### OBJECTIVE
Repeat every record exactly, but keep images out of the copy.

### THE RECORDS
++++++

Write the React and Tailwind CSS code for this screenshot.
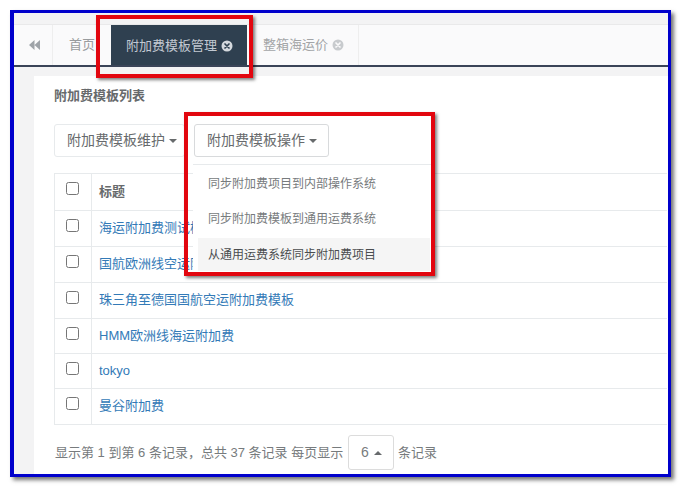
const rows = ["海运附加费测试模板", "国航欧洲线空运附加费", "珠三角至德国国航空运附加费模板", "HMM欧洲线海运附加费", "tokyo", "曼谷附加费"];
const rowH = [36, 36, 36, 35, 35, 36];

function Caret({ up = false }) {
  return up ? (
    <span className="inline-block w-0 h-0 border-x-[4px] border-x-transparent border-b-[4px] border-b-[#676a6c]" />
  ) : (
    <span className="inline-block w-0 h-0 border-x-[4px] border-x-transparent border-t-[4px] border-t-[#676a6c]" />
  );
}

function CloseIcon({ bg, fg }) {
  return (
    <svg width="12" height="12" viewBox="0 0 12 12" className="shrink-0">
      <circle cx="6" cy="6" r="5.5" fill={bg} />
      <path d="M4 4 L8 8 M8 4 L4 8" stroke={fg} strokeWidth="1.7" strokeLinecap="round" />
    </svg>
  );
}

export default function App() {
  return (
    <div className="relative w-[681px] h-[488px] bg-white overflow-hidden text-[#676a6c] font-['Liberation_Sans','Noto_Sans_CJK_SC',sans-serif] pt-[10px] pl-[10px]">
      <div className="w-[661px] h-[467px] border-y-[3px] border-r-[3px] border-l-[4px] border-[#0000cc] shadow-[3px_3px_4px_rgba(0,0,0,0.55)] flex flex-col overflow-hidden">
        <div className="h-[12px] shrink-0 bg-[#f3f3f4] border-b border-[#e9e9ea]" />
        <div className="h-[40px] shrink-0 bg-[#fafafb] flex text-[13px]">
          <div className="w-[39px] pl-[3px] flex items-center justify-center border-r border-[#eeeeee]">
            <svg width="11" height="10" viewBox="0 0 11 10">
              <path d="M5.5 0 L5.5 10 L0 5 Z M11 0 L11 10 L5.5 5 Z" fill="#9ea3a8" />
            </svg>
          </div>
          <div className="w-[58px] pl-[16px] flex items-center text-[#999c9e]">首页</div>
          <div className="w-[136px] h-[41px] bg-[#2f4050] text-[#c2c9d2] flex items-center pl-[15px] gap-[4px]">
            附加费模板管理
            <CloseIcon bg="#d5d9de" fg="#2f4050" />
          </div>
          <div className="w-[112px] pl-[16px] flex items-center gap-[4px] text-[#a3a5a7] border-r border-[#eeeeee]">
            整箱海运价
            <CloseIcon bg="#c8cbce" fg="#fafafb" />
          </div>
        </div>
        <div className="h-[2px] shrink-0 bg-[#3a4458]" />
        <div className="flex-1 min-h-0 bg-[#f3f3f4] pt-[9px] pl-[20px] flex flex-col">
          <div className="flex-1 bg-white pl-[20px] pr-[1px]">
            <div className="h-[38px] pt-[10px] text-[13px] font-bold leading-[20px]">附加费模板列表</div>
            <div className="mt-[10px] flex gap-[9px] text-[14px] h-[33px]">
              <div className="w-[131px] border border-[#e7eaec] rounded-[3px] flex items-center pl-[12px] gap-[4px]">
                附加费模板维护 <Caret />
              </div>
              <div className="w-[135px] border border-[#d8dadc] rounded-[3px] flex items-center pl-[12px] gap-[4px]">
                附加费模板操作 <Caret />
              </div>
            </div>
            <table className="mt-[16px] w-full border-collapse border-y border-l border-[#e7eaec] text-[13px]">
              <tbody>
                <tr className="h-[37px] border-b border-[#e7eaec]">
                  <td className="w-[37px] border-r border-[#e7eaec] pl-[11px] align-top pt-[8px]">
                    <input type="checkbox" className="m-0 block" />
                  </td>
                  <td className="pl-[7px] pb-[1px] font-bold text-[#676a6c]">标题</td>
                </tr>
                {rows.map((r, i) => (
                  <tr key={r} style={{ height: rowH[i] }} className="border-b border-[#e7eaec]">
                    <td className="border-r border-[#e7eaec] pl-[11px] align-top pt-[8px]">
                      <input type="checkbox" className="m-0 block" />
                    </td>
                    <td className="pl-[7px] pb-[1px] text-[#337ab7]">{r}</td>
                  </tr>
                ))}
              </tbody>
            </table>
            <div className="mt-[10px] h-[35px] flex items-center text-[13px] text-[#777b7d]">
              <span className="ml-[1px] w-[293px] whitespace-pre">显示第 1 到第 6 条记录，总共 37 条记录 每页显示</span>
              <div className="w-[46px] h-[35px] border border-[#dcdcdc] rounded-[3px] flex items-center pl-[12px] gap-[5px] text-[14px]">
                6 <Caret up />
              </div>
              <span className="ml-[4px]">条记录</span>
            </div>
          </div>
        </div>
      </div>

      {/* open dropdown menu */}
      <div className="absolute left-[193px] top-[164px] w-[240px] h-[108px] bg-white border-t border-[#e7eaec] pl-[5px] pr-[3px] pt-[2px] text-[12px] text-[#777b7d]">
        <div className="h-[34px] pl-[10px] flex items-center">同步附加费项目到内部操作系统</div>
        <div className="h-[35px] pl-[10px] flex items-center">同步附加费模板到通用运费系统</div>
        <div className="mt-[2px] h-[33px] pl-[10px] flex items-center bg-[#f5f5f5] text-[#4a4d4f]">从通用运费系统同步附加费项目</div>
      </div>

      {/* annotation boxes */}
      <div className="absolute left-[96px] top-[15px] w-[157px] h-[63px] border-[4px] border-[#e2060f] shadow-[2px_2px_3px_rgba(0,0,0,0.5)]" />
      <div className="absolute left-[184px] top-[112px] w-[251px] h-[164px] border-[4px] border-[#e2060f] shadow-[2px_2px_3px_rgba(0,0,0,0.5)]" />
    </div>
  );
}
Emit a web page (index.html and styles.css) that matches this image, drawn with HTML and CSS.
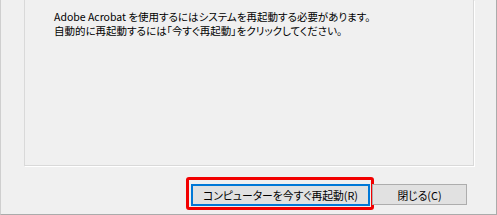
FILE: index.html
```html
<!DOCTYPE html>
<html lang="ja">

<head>
    <meta charset="UTF-8">
    <title>Adobe Acrobat</title>
    <link rel="stylesheet" href="styles.css">
</head>

<body>
    <div class="dialog">
        <div class="message-panel">
            <p>Adobe Acrobat を使用するにはシステムを再起動する必要があります。</p>
            <p>自動的に再起動するには「今すぐ再起動」をクリックしてください。</p>
        </div>
        <div class="button-row">
            <button class="btn btn-default">コンピューターを今すぐ再起動(R)
                <span class="highlight-box"></span>
            </button>
            <button class="btn">閉じる(C)</button>
        </div>
    </div>
</body>

</html>
```

FILE: styles.css
```css
/* Basic reset */
* {
    margin: 0;
    padding: 0;
    box-sizing: border-box;
}

body {
    font-family: "Noto Sans CJK JP", "Noto Sans", sans-serif;
    font-size: 10.8px;
    font-feature-settings: "palt";
    background: #f0f0f0;
    color: #000;
}

.dialog {
    width: 497px;
    height: 215px;
    display: flex;
    flex-direction: column;
    border-left: 1px solid #cfcfcf;
    border-right: 1px solid #ababab;
    border-bottom: 1px solid #ababab;
}

/* Message area */
.message-panel {
    height: 166px;
    margin: 0 22px 0 23px;
    border: 1px solid #d9d9d9;
    border-top: none;
    box-shadow: 1px 1px 0 #fff;
    padding: 10px 0 0 29px;
    font-size: 10.5px;
}

.message-panel p {
    line-height: 14px;
}

/* Buttons */
.button-row {
    display: flex;
    justify-content: flex-end;
    gap: 2px;
    padding: 18px 29px 0 0;
}

.btn {
    position: relative;
    height: 21px;
    width: 95px;
    font-family: inherit;
    font-size: 10.8px;
    font-feature-settings: "palt";
    background: #e1e1e1;
    border: 1px solid #adadad;
    color: #000;
}

.btn-default {
    width: 179px;
    height: 22px;
    border: 2px solid #0078d7;
}

.highlight-box {
    position: absolute;
    left: -7px;
    top: -9px;
    right: -6px;
    bottom: -6px;
    border: 3px solid #f20000;
    border-radius: 3px;
}
```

++++++

### WRITTEN ANSWER
Write the React and Tailwind CSS code for this screenshot.
const rows = ["海运附加费测试模板", "国航欧洲线空运附加费", "珠三角至德国国航空运附加费模板", "HMM欧洲线海运附加费", "tokyo", "曼谷附加费"];
const rowH = [36, 36, 36, 35, 35, 36];

function Caret({ up = false }) {
  return up ? (
    <span className="inline-block w-0 h-0 border-x-[4px] border-x-transparent border-b-[4px] border-b-[#676a6c]" />
  ) : (
    <span className="inline-block w-0 h-0 border-x-[4px] border-x-transparent border-t-[4px] border-t-[#676a6c]" />
  );
}

function CloseIcon({ bg, fg }) {
  return (
    <svg width="12" height="12" viewBox="0 0 12 12" className="shrink-0">
      <circle cx="6" cy="6" r="5.5" fill={bg} />
      <path d="M4 4 L8 8 M8 4 L4 8" stroke={fg} strokeWidth="1.7" strokeLinecap="round" />
    </svg>
  );
}

export default function App() {
  return (
    <div className="relative w-[681px] h-[488px] bg-white overflow-hidden text-[#676a6c] font-['Liberation_Sans','Noto_Sans_CJK_SC',sans-serif] pt-[10px] pl-[10px]">
      <div className="w-[661px] h-[467px] border-y-[3px] border-r-[3px] border-l-[4px] border-[#0000cc] shadow-[3px_3px_4px_rgba(0,0,0,0.55)] flex flex-col overflow-hidden">
        <div className="h-[12px] shrink-0 bg-[#f3f3f4] border-b border-[#e9e9ea]" />
        <div className="h-[40px] shrink-0 bg-[#fafafb] flex text-[13px]">
          <div className="w-[39px] pl-[3px] flex items-center justify-center border-r border-[#eeeeee]">
            <svg width="11" height="10" viewBox="0 0 11 10">
              <path d="M5.5 0 L5.5 10 L0 5 Z M11 0 L11 10 L5.5 5 Z" fill="#9ea3a8" />
            </svg>
          </div>
          <div className="w-[58px] pl-[16px] flex items-center text-[#999c9e]">首页</div>
          <div className="w-[136px] h-[41px] bg-[#2f4050] text-[#c2c9d2] flex items-center pl-[15px] gap-[4px]">
            附加费模板管理
            <CloseIcon bg="#d5d9de" fg="#2f4050" />
          </div>
          <div className="w-[112px] pl-[16px] flex items-center gap-[4px] text-[#a3a5a7] border-r border-[#eeeeee]">
            整箱海运价
            <CloseIcon bg="#c8cbce" fg="#fafafb" />
          </div>
        </div>
        <div className="h-[2px] shrink-0 bg-[#3a4458]" />
        <div className="flex-1 min-h-0 bg-[#f3f3f4] pt-[9px] pl-[20px] flex flex-col">
          <div className="flex-1 bg-white pl-[20px] pr-[1px]">
            <div className="h-[38px] pt-[10px] text-[13px] font-bold leading-[20px]">附加费模板列表</div>
            <div className="mt-[10px] flex gap-[9px] text-[14px] h-[33px]">
              <div className="w-[131px] border border-[#e7eaec] rounded-[3px] flex items-center pl-[12px] gap-[4px]">
                附加费模板维护 <Caret />
              </div>
              <div className="w-[135px] border border-[#d8dadc] rounded-[3px] flex items-center pl-[12px] gap-[4px]">
                附加费模板操作 <Caret />
              </div>
            </div>
            <table className="mt-[16px] w-full border-collapse border-y border-l border-[#e7eaec] text-[13px]">
              <tbody>
                <tr className="h-[37px] border-b border-[#e7eaec]">
                  <td className="w-[37px] border-r border-[#e7eaec] pl-[11px] align-top pt-[8px]">
                    <input type="checkbox" className="m-0 block" />
                  </td>
                  <td className="pl-[7px] pb-[1px] font-bold text-[#676a6c]">标题</td>
                </tr>
                {rows.map((r, i) => (
                  <tr key={r} style={{ height: rowH[i] }} className="border-b border-[#e7eaec]">
                    <td className="border-r border-[#e7eaec] pl-[11px] align-top pt-[8px]">
                      <input type="checkbox" className="m-0 block" />
                    </td>
                    <td className="pl-[7px] pb-[1px] text-[#337ab7]">{r}</td>
                  </tr>
                ))}
              </tbody>
            </table>
            <div className="mt-[10px] h-[35px] flex items-center text-[13px] text-[#777b7d]">
              <span className="ml-[1px] w-[293px] whitespace-pre">显示第 1 到第 6 条记录，总共 37 条记录 每页显示</span>
              <div className="w-[46px] h-[35px] border border-[#dcdcdc] rounded-[3px] flex items-center pl-[12px] gap-[5px] text-[14px]">
                6 <Caret up />
              </div>
              <span className="ml-[4px]">条记录</span>
            </div>
          </div>
        </div>
      </div>

      {/* open dropdown menu */}
      <div className="absolute left-[193px] top-[164px] w-[240px] h-[108px] bg-white border-t border-[#e7eaec] pl-[5px] pr-[3px] pt-[2px] text-[12px] text-[#777b7d]">
        <div className="h-[34px] pl-[10px] flex items-center">同步附加费项目到内部操作系统</div>
        <div className="h-[35px] pl-[10px] flex items-center">同步附加费模板到通用运费系统</div>
        <div className="mt-[2px] h-[33px] pl-[10px] flex items-center bg-[#f5f5f5] text-[#4a4d4f]">从通用运费系统同步附加费项目</div>
      </div>

      {/* annotation boxes */}
      <div className="absolute left-[96px] top-[15px] w-[157px] h-[63px] border-[4px] border-[#e2060f] shadow-[2px_2px_3px_rgba(0,0,0,0.5)]" />
      <div className="absolute left-[184px] top-[112px] w-[251px] h-[164px] border-[4px] border-[#e2060f] shadow-[2px_2px_3px_rgba(0,0,0,0.5)]" />
    </div>
  );
}
Emit a web page (index.html and styles.css) that matches this image, drawn with HTML and CSS.
FILE: index.html
```html
<!DOCTYPE html>
<html lang="ja">

<head>
    <meta charset="UTF-8">
    <title>Adobe Acrobat</title>
    <link rel="stylesheet" href="styles.css">
</head>

<body>
    <div class="dialog">
        <div class="message-panel">
            <p>Adobe Acrobat を使用するにはシステムを再起動する必要があります。</p>
            <p>自動的に再起動するには「今すぐ再起動」をクリックしてください。</p>
        </div>
        <div class="button-row">
            <button class="btn btn-default">コンピューターを今すぐ再起動(R)
                <span class="highlight-box"></span>
            </button>
            <button class="btn">閉じる(C)</button>
        </div>
    </div>
</body>

</html>
```

FILE: styles.css
```css
/* Basic reset */
* {
    margin: 0;
    padding: 0;
    box-sizing: border-box;
}

body {
    font-family: "Noto Sans CJK JP", "Noto Sans", sans-serif;
    font-size: 10.8px;
    font-feature-settings: "palt";
    background: #f0f0f0;
    color: #000;
}

.dialog {
    width: 497px;
    height: 215px;
    display: flex;
    flex-direction: column;
    border-left: 1px solid #cfcfcf;
    border-right: 1px solid #ababab;
    border-bottom: 1px solid #ababab;
}

/* Message area */
.message-panel {
    height: 166px;
    margin: 0 22px 0 23px;
    border: 1px solid #d9d9d9;
    border-top: none;
    box-shadow: 1px 1px 0 #fff;
    padding: 10px 0 0 29px;
    font-size: 10.5px;
}

.message-panel p {
    line-height: 14px;
}

/* Buttons */
.button-row {
    display: flex;
    justify-content: flex-end;
    gap: 2px;
    padding: 18px 29px 0 0;
}

.btn {
    position: relative;
    height: 21px;
    width: 95px;
    font-family: inherit;
    font-size: 10.8px;
    font-feature-settings: "palt";
    background: #e1e1e1;
    border: 1px solid #adadad;
    color: #000;
}

.btn-default {
    width: 179px;
    height: 22px;
    border: 2px solid #0078d7;
}

.highlight-box {
    position: absolute;
    left: -7px;
    top: -9px;
    right: -6px;
    bottom: -6px;
    border: 3px solid #f20000;
    border-radius: 3px;
}
```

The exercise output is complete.